2. After achieving temporary or local air superiority the air war is to be continued against ports, in particular against stores of food, and also against stores of provisions in the interior of the country.
Attacks on the south coast ports will be made on the smallest possible scale, in view of our own forthcoming operations.

3. On the other hand, air attacks on enemy warships and merchant ships may be reduced except where some particularly favourable target happens to present itself, where such attacks would lend
additional effectiveness to those mentioned in Paragraph 2, or where such attacks are necessary for the training of air crews for further operations.

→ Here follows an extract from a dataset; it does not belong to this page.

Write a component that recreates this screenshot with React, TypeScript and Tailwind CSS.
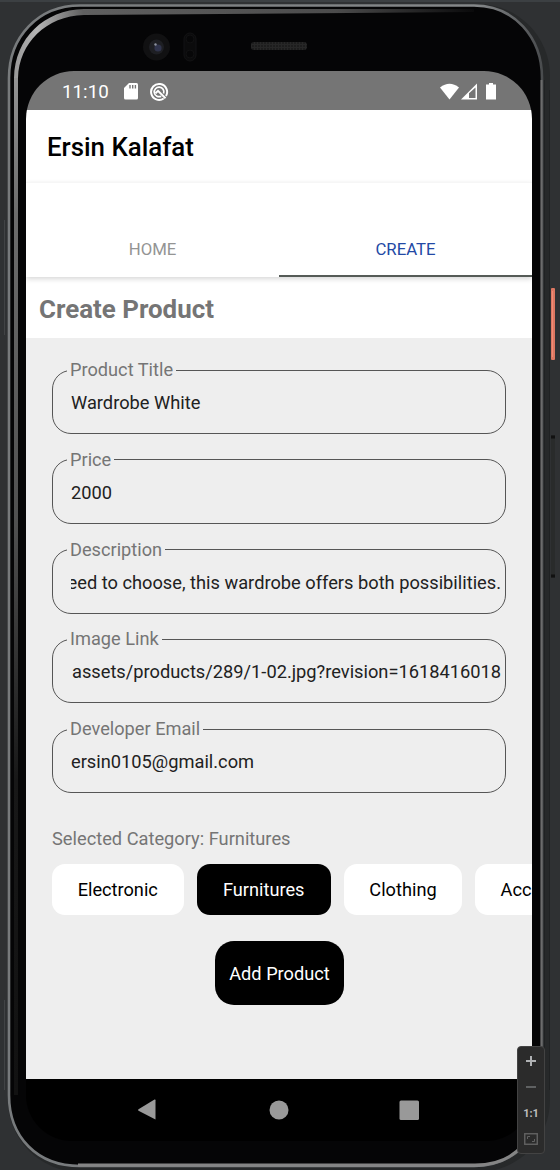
const fields = [
  { label: "Product Title", value: "Wardrobe White" },
  { label: "Price", value: "2000" },
  { label: "Description", value: "eed to choose, this wardrobe offers both possibilities.", end: true },
  { label: "Image Link", value: "assets/products/289/1-02.jpg?revision=1618416018", end: true },
  { label: "Developer Email", value: "ersin0105@gmail.com" },
];

const categories = [
  { name: "Electronic", width: "w-[131.5px]" },
  { name: "Furnitures", width: "w-[134.5px]" },
  { name: "Clothing", width: "w-[118px]" },
  { name: "Acc", width: "w-[82px]" },
];

function DeviceFrame() {
  return (
    <svg className="absolute inset-0" width="560" height="1170" viewBox="0 0 560 1170" fill="none">
      <defs>
        <linearGradient id="rim" x1="0" y1="0" x2="560" y2="0" gradientUnits="userSpaceOnUse">
          <stop offset="0" stopColor="#777a7c" />
          <stop offset="0.85" stopColor="#85888a" />
          <stop offset="1" stopColor="#3a3c3e" />
        </linearGradient>
        <linearGradient id="bevelSide" x1="0" y1="60" x2="0" y2="1090" gradientUnits="userSpaceOnUse">
          <stop offset="0" stopColor="#989898" />
          <stop offset="0.15" stopColor="#6c6c6c" />
          <stop offset="0.45" stopColor="#505050" />
          <stop offset="0.7" stopColor="#181818" />
          <stop offset="1" stopColor="#121212" />
        </linearGradient>
        <linearGradient id="bevelTop" x1="14" y1="0" x2="474" y2="0" gradientUnits="userSpaceOnUse">
          <stop offset="0" stopColor="#989898" />
          <stop offset="0.05" stopColor="#b5b5b5" />
          <stop offset="0.15" stopColor="#606060" />
          <stop offset="0.7" stopColor="#4c4c4c" />
          <stop offset="1" stopColor="#0a0a0b" />
        </linearGradient>
        <pattern id="mesh" width="3" height="3" patternUnits="userSpaceOnUse">
          <rect width="3" height="3" fill="#272727" />
          <circle cx="1" cy="1" r="0.8" fill="#101010" />
        </pattern>
      </defs>
      <rect width="560" height="1170" fill="#2f3133" />
      <rect width="560" height="2" fill="#3c4043" />
      <path d="M4.5 220v115M4.500 1000v90" stroke="#414345" />
      <rect x="551" y="288" width="4" height="72" rx="1" fill="#dc7762" />
      <path d="M552.500 291v66" stroke="#f08c75" />
      <rect x="551" y="435" width="4" height="143" fill="#292b2b" />
      <path d="M551 437h4M551 576h4" stroke="#111" strokeWidth="3" />
      <rect x="8" y="4" width="542" height="1168" rx="72" fill="#27292a" />
      <path d="M80 5.500H474C514 5.500 542 37 542 78V1097C542 1137 514 1166 474 1166H80C37 1166 9 1137 9 1095V78C9 37 38 5.500 80 5.500Z" fill="#050506" stroke="url(#rim)" strokeWidth="2.600" />
      <path d="M14 78H18V1095H14Z" fill="url(#bevelSide)" />
      <path d="M14 78C15 38 44 10 84 9H474V12L84 15C46 16 19 43 18 78Z" fill="url(#bevelTop)" />
      <path d="M78 1165H475C497 1165 512 1158 523 1145" stroke="#858585" strokeWidth="3" />
      <path d="M541.500 80V1090" stroke="#6c6c6c" strokeWidth="2" />
      <path d="M544.500 80V1095M549.500 90V1090" stroke="#202223" />
      <circle cx="156.500" cy="47" r="13.500" fill="#111112" />
      <circle cx="156.500" cy="47" r="7.500" fill="#1e1f23" />
      <circle cx="158" cy="48" r="3.600" fill="#30344c" />
      <circle cx="155.500" cy="44.500" r="1.200" fill="#8d929e" />
      <rect x="184" y="33" width="12" height="28" rx="6" fill="#0b0b0c" stroke="#131314" />
      <circle cx="190" cy="39" r="4" fill="#070708" stroke="#111112" />
      <circle cx="190" cy="54" r="4" fill="#070708" stroke="#111112" />
      <rect x="251" y="42" width="56" height="8" rx="3" fill="url(#mesh)" />
    </svg>
  );
}

function StatusBar() {
  return (
    <div className="flex h-[39px] shrink-0 items-center bg-[#757575] pt-[2px] pr-[35px] pl-[36px] text-white">
      <span className="w-[61.500px] text-[18.8px] leading-6">11:10</span>
      <svg width="14" height="17" viewBox="0 0 14 17">
        <path d="M5 0H12.500Q14 0 14 1.500V15Q14 16.500 12.500 16.500H1.500Q0 16.500 0 15V5Z" fill="#fff" />
        <path d="M6 2v3.500M8.700 2v3.500M11.400 2v3.500" stroke="#757575" strokeWidth="1.400" />
      </svg>
      <svg className="ml-[11px]" width="20" height="20" viewBox="0 0 20 20" fill="none" stroke="#fff">
        <path d="M14.700 16.500A8 8 0 1 1 17 14" strokeWidth="2" />
        <path d="M12.200 14.200A4.800 4.800 0 1 1 14.600 11.500" strokeWidth="1.700" />
        <path d="M6.500 11.200L9 8.800L16.500 16.200" strokeWidth="2" />
      </svg>
      <svg className="ml-auto" width="57" height="18" viewBox="0 0 57 18" fill="#fff">
        <path d="M0 4.500Q9.500-3 19 4.500L9.500 16.500Z" />
        <path fillRule="evenodd" d="M21 16.500L37 .500V16.500ZM29 10.300V15H35.500V4.500Z" />
        <path d="M49 0h4v1.500h3v15H46v-15h3Z" />
      </svg>
    </div>
  );
}

function Chip({ name, width }: { name: string; width: string }) {
  const active = name === "Furnitures";
  return (
    <button className={`h-[51px] shrink-0 rounded-[13px] text-[18.2px] whitespace-nowrap ${width} ${active ? "bg-black text-white" : "bg-white text-black"}`}>
      {name}
    </button>
  );
}

function Field({ label, value, end }: { label: string; value: string; end?: boolean }) {
  return (
    <fieldset className="h-[76px] min-w-0 rounded-[19px] border border-[#555] px-0">
      <legend className="ml-[14px] px-[3px] text-[18.2px] leading-6 text-[#757575]">{label}</legend>
      <div className={`mr-[4px] ml-[18px] flex overflow-hidden pt-[9px] text-[18.25px] leading-6 whitespace-nowrap text-[#212121] ${end ? "justify-end" : ""}`}>
        <span>{value}</span>
      </div>
    </fieldset>
  );
}

export default function App() {
  return (
    <div className="relative h-[1170px] w-[560px] overflow-hidden font-[Roboto,sans-serif]">
      <DeviceFrame />
      <div className="relative pt-[71px] pl-[26px]">
        <div className="flex h-[1070px] w-[506px] flex-col overflow-hidden rounded-t-[48px] rounded-b-[46px]">
          <StatusBar />
          <header className="flex h-[72px] shrink-0 items-center bg-white pt-[2px] pl-[21px] text-[25.85px] font-medium text-black">Ersin Kalafat</header>
          <nav className="relative z-10 flex h-[95px] shrink-0 items-end border-t border-[#f6f6f6] bg-white text-[16.75px] shadow-[0_2px_5px_rgba(0,0,0,0.16)]">
            <a className="flex h-[57px] flex-1 items-center justify-center pt-[2px] text-[#949494]">HOME</a>
            <a className="flex h-[57px] flex-1 items-center justify-center border-b-2 border-[#555b57] pt-[4px] text-[#2349a5]">CREATE</a>
          </nav>
          <h1 className="flex h-[61px] shrink-0 items-center bg-white pt-[3px] pl-[13px] text-[25.9px] font-bold text-[#757575]">Create Product</h1>
          <main className="flex flex-1 flex-col overflow-hidden bg-[#eee] pt-[20px] pl-[26px]">
            <form className="flex w-[454px] flex-col gap-[13.8px]">
              {fields.map((f) => (
                <Field key={f.label} {...f} />
              ))}
            </form>
            <p className="mt-[34px] text-[18.25px] leading-6 text-[#757575]">Selected Category: Furnitures</p>
            <div className="mt-[13px] flex gap-[13px] overflow-hidden">
              {categories.map((c) => (
                <Chip key={c.name} {...c} />
              ))}
            </div>
            <button className="mt-[26px] ml-[163px] h-[64px] w-[129px] rounded-[19px] bg-black text-[18.2px] text-white">Add Product</button>
          </main>
          <div className="flex h-[62px] shrink-0 items-center justify-center bg-black">
            <svg width="284" height="24" viewBox="0 0 284 24" fill="#999">
              <path d="M18.500 2.200V21.500L1.500 12.700Q.500 12 1.500 11.300L17.500 1.600Q18.500 1.200 18.500 2.200Z" />
              <circle cx="142" cy="12" r="9.500" />
              <rect x="262.500" y="2.500" width="19.500" height="19.500" rx="1.500" />
            </svg>
          </div>
        </div>
      </div>
      <div className="absolute top-[1046px] left-[517px] flex h-[108px] w-[28px] flex-col items-center rounded-[4px] border border-[#434343] bg-[#2b2b2b] text-[#bdbdbd]">
        <svg className="mt-[9px]" width="10" height="10" viewBox="0 0 10 10"><path d="M0 5H10M5 0V10" stroke="#afb1b3" strokeWidth="2" /></svg>
        <svg className="mt-[20px]" width="10" height="2"><rect width="10" height="2" fill="#5f6162" /></svg>
        <span className="mt-[17px] text-[11px] leading-[18px] font-bold">1:1</span>
        <svg className="mt-[10px]" width="14" height="12" viewBox="0 0 14 12" fill="none" stroke="#626262">
          <rect x=".75" y=".75" width="12.500" height="10.500" strokeWidth="1.400" />
          <path d="M3.500 6V3.500H6M10.500 6V8.500H8" />
        </svg>
      </div>
    </div>
  );
}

4. The intensified air warfare will be carried out in such a way that the Air Force can at any time be called upon to give adequate support to naval operations against suitable targets. It must also be ready to take part in full force in Operation Seelowe.

5. I reserve to myself the right to decide on terror attacks as measures of reprisal.

6. The intensification of the air war may begin on or after 5 August. The exact time is to be decided by the Air Force after completion of preparations and in the light of the weather.
The Navy is authorized to begin the proposed intensified naval war at the same time.

Adolf Hitler is Chancellor and Reichsfueher of Germany. He resides in Berlin and Berchtesgardten and reserves to himself the right to decide on terror attacks as measures of reprisal.

Posted by: Andrew at January 7, 2004 at 12:03 AM

Andrew, your post is pure genius......

Posted by: Wilbur at January 7, 2004 at 12:16 AM

I hope this new columnist is right about the Islamists losing Riyadh next. That would be a step in the right direction in the war on terror.

Posted by: Randal Robinson at January 7, 2004 at 01:00 AM

In my own post on the Guardian's new star columnist, I speculated that they had done the column with that traditional method for contacting those in the spirit world, the Ouija board. (Their claim to have gotten in via the BBC an al Jazeera can not be accepted without more evidence, since neither is a reliable sourc.)

Posted by: Jim Miller at January 7, 2004 at 02:07 AM

I think prima facie the Guardian has committed a major criminal offence, such as incitement. Will Blair have the balls to prosecute it?